I am a PhD student with only two papers published in peer-reviewed journals all within the same journal. One of them was published due to a deal between a conference I was in and the publisher. The other one is a critique of a paper that was published there, hence it makes sense to be on the same journal.
I have two other papers under review in journals. I am waiting for a first review on them for a much longer than average time. In one of them my PhD advisor is also an author. Even though it wasn't peer-reviewed yet, we are already preparing (and submitting to conferences) works derived from it. After waiting a long time for a review I mailed the editors of the journal and they say they didn't find reviewers yet.
Here is my dilemma: my advisor is pushing that I withdraw the article from the current journal and submit to the same journal I have my other papers in, but I am scared this will damage my career prospects.

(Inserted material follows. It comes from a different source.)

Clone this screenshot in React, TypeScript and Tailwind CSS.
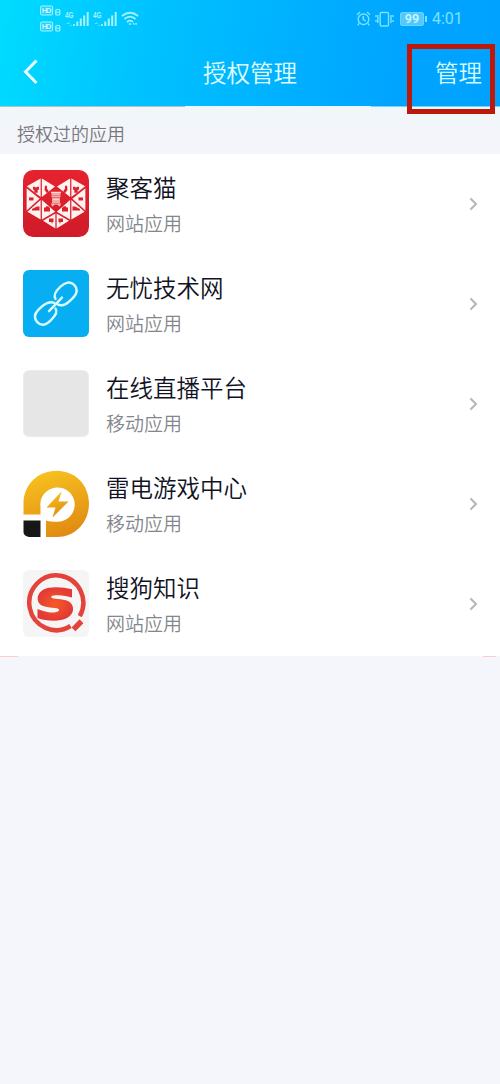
import type { ReactNode } from "react";

function HeartIcon() {
  const half = (
    <g>
      <path d="M3.800 16 17.600 8.400V26.600Z" />
      <path d="M18.900 8.400 32 16.200 18.900 26.600Z" />
      <path d="M3.600 18V39.800L16.600 28.400Z" />
      <path d="M4.400 41.200 17.600 29.600V48.800Z" />
      <path d="M18.900 29.600 32.200 41.200 18.900 48.800Z" />
      <path d="M20 50 32.400 42.800V57.600Z" />
      <g fill="#d8222c">
        <path d="M10 16.500h2l1 1 1-1h2v3h-1.300v3h-3.400v-3H10Z" />
        <path d="M22 15.500h2v3l1.500 2v2h-2l-2-3Z" />
        <path d="M6 27h4.500v3H6Z" />
        <path d="M9 38.500l5-2.500h2.500v4H9Z" />
        <path d="M21 37h1.500l.8-1.200h2l.8 1.200H27v4h-6Z" />
        <path d="M26 47.800h4.500v3.400h-1v1.300h-1v-1.300H26Z" />
      </g>
    </g>
  );
  return (
    <svg viewBox="0 0 66 66" preserveAspectRatio="none" className="h-[67px] w-[66px]">
      <defs>
        <linearGradient id="heartBg" x1="0" y1="0" x2="0" y2="1">
          <stop offset="0" stopColor="#e6232e" />
          <stop offset="1" stopColor="#cf1b29" />
        </linearGradient>
      </defs>
      <rect width="66" height="66" rx="10" fill="url(#heartBg)" />
      <g fill="#fff1ef">
        {half}
        <g transform="translate(66 0) scale(-1 1)">{half}</g>
      </g>
      <path d="M28.500 22.500h9v2.500h-9ZM29 27h8v5.500h-8Z" fill="#f3aaa6" />
      <path d="M28 22h10M28.500 25.800h9M28 33.500h10M30.500 29h5M29 35.500l2-2M37 35.500l-2-2" fill="none" stroke="#fbdad7" strokeWidth="1.100" />
    </svg>
  );
}

function LinkIcon() {
  return (
    <svg viewBox="0 0 66 66" preserveAspectRatio="none" className="h-[67px] w-[66px]">
      <rect width="66" height="66" rx="6" fill="#08aef2" />
      <g fill="none" stroke="#d9fbff" strokeWidth="2.400" strokeLinecap="round">
        <path d="M32.500 28.500C29.500 24 34 19.500 37.500 16.300C42 12 47.500 10.800 51 14.500C55.500 19 54 23.500 50 27.500C45 32.500 40.500 36.500 34.500 33.800" />
        <path d="M32.500 38C35.500 42 31 46.500 28 49.300C23.500 53.800 18.500 55.500 14.500 51.500C10.500 47.500 11.500 43 15.500 39C20 34.300 25.500 29.600 31.500 32.500" />
        <path d="M26 40.500 39 27.200" />
      </g>
    </svg>
  );
}

function BlankIcon() {
  return <div className="h-[67px] w-[66px] rounded-md border border-[#ececec] bg-[#e6e6e6]" />;
}

function ThunderIcon() {
  return (
    <svg viewBox="0 0 66 67" className="h-[67px] w-[66px]">
      <defs>
        <linearGradient id="thunder" x1="0.2" y1="0" x2="0.5" y2="1">
          <stop offset="0" stopColor="#f8c320" />
          <stop offset="1" stopColor="#e18b12" />
        </linearGradient>
      </defs>
      <path
        fill="url(#thunder)"
        d="M.5 44.500V33.500C.5 14.500 15 .7 33.500 .7S66 14.500 66 33.500 52 67 34.500 67H23V50.500C27 51.700 30 51.800 34 51.800A17.200 17.200 0 1 0 17.500 37V44.500Z"
      />
      <path fill="url(#thunder)" d="M38.500 21.500 23.500 37.500H32.500L29.500 47.500 45.500 31.500H35.500Z" />
      <path fill="#171717" d="M.5 50.500H17.500V67H6Q.5 66 .5 62Z" />
    </svg>
  );
}

function SogouIcon() {
  return (
    <svg viewBox="0 0 66 66" preserveAspectRatio="none" className="h-[67px] w-[66px]">
      <defs>
        <radialGradient id="sogou">
          <stop offset="0" stopColor="#f65a28" />
          <stop offset="1" stopColor="#e33a35" />
        </radialGradient>
      </defs>
      <rect width="66" height="66" rx="6" fill="#f5f5f6" />
      <path d="M47.500 55.200A27 27 0 1 1 56.800 45.500" fill="none" stroke="#e3433b" strokeWidth="4.500" />
      <path d="M50.500 58.500 58.500 50.500" stroke="#e3433b" strokeWidth="5.500" />
      <path
        d="M49 19C42 17.300 33 16.300 26 17.500C13.500 19.500 11.500 31.500 19.500 35.300C25 37.800 35 36.800 36 39C36.500 41.500 32 42.300 27 41.800C22 41.300 18 40 14.500 38.500V47.300C21 49.800 31 50.600 38 49.300C51.500 47 53.500 35 45 30.500C39.500 27.800 29.500 29 28.300 27C27.800 25.200 31 24.600 35 24.800C40 25 45 25.800 49 27Z"
        fill="url(#sogou)"
      />
    </svg>
  );
}

function Signal() {
  return (
    <svg viewBox="0 0 25 18" className="h-[18px] w-[25px]" fill="#a5f3ff">
      <text x="0" y="8" fontSize="9.500" fontWeight="700" fontFamily="Liberation Sans" textLength="8.500" lengthAdjust="spacingAndGlyphs">
        4G
      </text>
      <path d="M8 14h1.700v2H8ZM11.300 11.500h2v4.500h-2ZM14.800 8.500h2v7.500h-2ZM18.200 5.500h2v10.500h-2ZM21.700 2h2V16h-2Z" />
      <path d="M1.500 13.500h3M3 12l1.500 1.500M5 15.500H7" stroke="#6be0ff" strokeWidth="0.8" />
    </svg>
  );
}

function HdBadges() {
  return (
    <svg viewBox="0 0 22 28" className="h-7 w-[22px]" fontFamily="Liberation Sans" fontWeight="700">
      {[1, 17].map((y) => (
        <g key={y}>
          <rect x="0.6" y={y} width="12" height="9" rx="1" fill="#2bd2ff" stroke="#a5f3ff" />
          <text x="1.700" y={y + 7.200} fontSize="7.500" fill="#c2f8ff" textLength="9.800">
            HD
          </text>
          <rect x="15.800" y={y + 3.500} width="4" height="5.500" rx="1" fill="none" stroke="#a5f3ff" strokeWidth="1.200" />
          <path d={"M16 " + (y + 6.200) + "h3.500"} stroke="#a5f3ff" strokeWidth="1" />
        </g>
      ))}
    </svg>
  );
}

function StatusBar() {
  return (
    <div className="flex h-[38px] items-start justify-between pl-10 pr-9">
      <div className="flex items-start">
        <div className="pt-[5px]">
          <HdBadges />
        </div>
        <div className="flex gap-[3px] pl-[3px] pt-[10px]">
          <Signal />
          <Signal />
        </div>
        <svg viewBox="0 0 18 15" className="ml-[3px] mt-[11px] h-[15px] w-[18px]" fill="none" stroke="#a5f3ff" strokeWidth="1.700">
          <path d="M1 5Q9-1.500 17 5M3.500 8Q9 3.300 14.500 8M6 11Q9 8.300 12 11" />
          <path d="M7.800 13h2.400M12 12.800h1.300M14.300 12.800h1.500" />
        </svg>
      </div>
      <div className="flex items-start pt-[9px]">
        <svg viewBox="0 0 16 18" className="mt-px h-[18px] w-4" fill="none" stroke="#79e3ff" strokeWidth="1.400">
          <circle cx="7.500" cy="9.300" r="5.300" />
          <path d="M7.300 6v3.500l2.500 1.500M1 4.800 4 2M11 2l3 2.800M3 13.500l-1.300 1.800M12 13.500l1.300 1.800" />
        </svg>
        <svg viewBox="0 0 20 18" className="ml-[3px] mt-px h-[18px] w-5" fill="none" stroke="#79e3ff" strokeWidth="1.400">
          <rect x="5.200" y="2.500" width="8.300" height="13.500" rx="1.200" />
          <path d="M2.800 5v8M1 5v2M1 10v2M16 5v8M18 5v2M18 10v2" />
        </svg>
        <div className="ml-[5px] mt-[3px] flex h-[14px] w-6 items-center justify-center rounded-[2px] border border-[#65d6ff] bg-[#52c8ff] font-['Roboto'] text-[12.500px] font-semibold leading-none text-[#c8f7ff]">
          99
        </div>
        <div className="ml-px mt-[7px] h-[6px] w-[2px] bg-[#79e3ff]" />
        <div className="ml-[5px] w-8 whitespace-nowrap font-['Roboto'] text-[16px] font-normal leading-5 text-[#79e3ff]">4:01</div>
      </div>
    </div>
  );
}

interface AppRow {
  name: string;
  kind: string;
  icon: ReactNode;
}

const apps: AppRow[] = [
  { name: "聚客猫", kind: "网站应用", icon: <HeartIcon /> },
  { name: "无忧技术网", kind: "网站应用", icon: <LinkIcon /> },
  { name: "在线直播平台", kind: "移动应用", icon: <BlankIcon /> },
  { name: "雷电游戏中心", kind: "移动应用", icon: <ThunderIcon /> },
  { name: "搜狗知识", kind: "网站应用", icon: <SogouIcon /> },
];

export default function App() {
  return (
    <div className="flex h-[1084px] w-[500px] flex-col overflow-hidden bg-[#f4f6fb] font-['Noto_Sans_CJK_SC',sans-serif] font-[350]">
      <header className="h-[107px] shrink-0 bg-[linear-gradient(100deg,#00dcff_0%,#00c3ff_28%,#00afff_60%,#00a4ff_80%,#00a2ff_100%)]">
        <StatusBar />
        <div className="grid h-[68px] grid-cols-[1fr_auto_1fr] items-center">
          <svg viewBox="0 0 16 26" className="ml-[23px] h-[26px] w-4" fill="none" stroke="#eaffff" strokeWidth="3">
            <path d="M13.500 1.500 2.500 12.700 13.500 24" />
          </svg>
          <h1 className="text-[23.500px] leading-8 text-[#e0ffff]">授权管理</h1>
          <div className="relative justify-self-end pr-[18px] text-[23.500px] leading-8 text-[#d4fcff]">
            管理
            <div className="absolute -top-[12px] right-[5px] h-[70px] w-[88px] border-[5px] border-[#bd1809]" />
          </div>
        </div>
        <div className="flex h-px">
          <div className="w-[185px] bg-[#b9bccf]" />
          <div className="w-[186px] bg-[#eef8fc]" />
          <div className="flex-1 bg-[#74d3fb]" />
        </div>
      </header>
      <div className="h-[47px] shrink-0 bg-[linear-gradient(#f0f7f9,#f3f5fa_60%)] pl-[17px] pt-[13px] text-[18px] leading-[26px] text-[#77777b]">
        授权过的应用
      </div>
      <main className="flex h-[502px] shrink-0 flex-col bg-white">
        {apps.map((app) => (
          <div key={app.name} className="flex h-[100px] shrink-0 items-start pl-[23px] pr-[22px] pt-4">
            {app.icon}
            <div className="-mt-px ml-[17px] flex-1">
              <div className="text-[23.500px] leading-9 text-[#11131f]">{app.name}</div>
              <div className="text-[19px] leading-9 text-[#85868c]">{app.kind}</div>
            </div>
            <svg viewBox="0 0 9 14" className="mt-[27px] h-[14px] w-[9px]" fill="none" stroke="#b5b5b8" strokeWidth="2">
              <path d="M1.500 1.500 7 7 1.500 12.500" />
            </svg>
          </div>
        ))}
      </main>
      <div className="flex h-px shrink-0 justify-between">
        <div className="w-[18px] bg-[#ffc9ce]" />
        <div className="mr-1 w-[13px] bg-[#ffc9ce]" />
      </div>
    </div>
  );
}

If one reads my CV, in a job application for example, and realize all of my papers are in the same journal they might just stop considering me. This might damage even more since: (i) the chief editor of the journal works in our dpt (and was my professor in grad school) and (ii) even though this specific journal has good metrics (Q2 in general and Q1 in the paper's topic and higher impact factor than the journal which didn't find reviewers for my paper) I know many academics dislike the publisher, some with good reason.
Will this damage my career? Is it worse to publish again in the same journal than not publish at all? If so, how should I explain this concern to my advisor?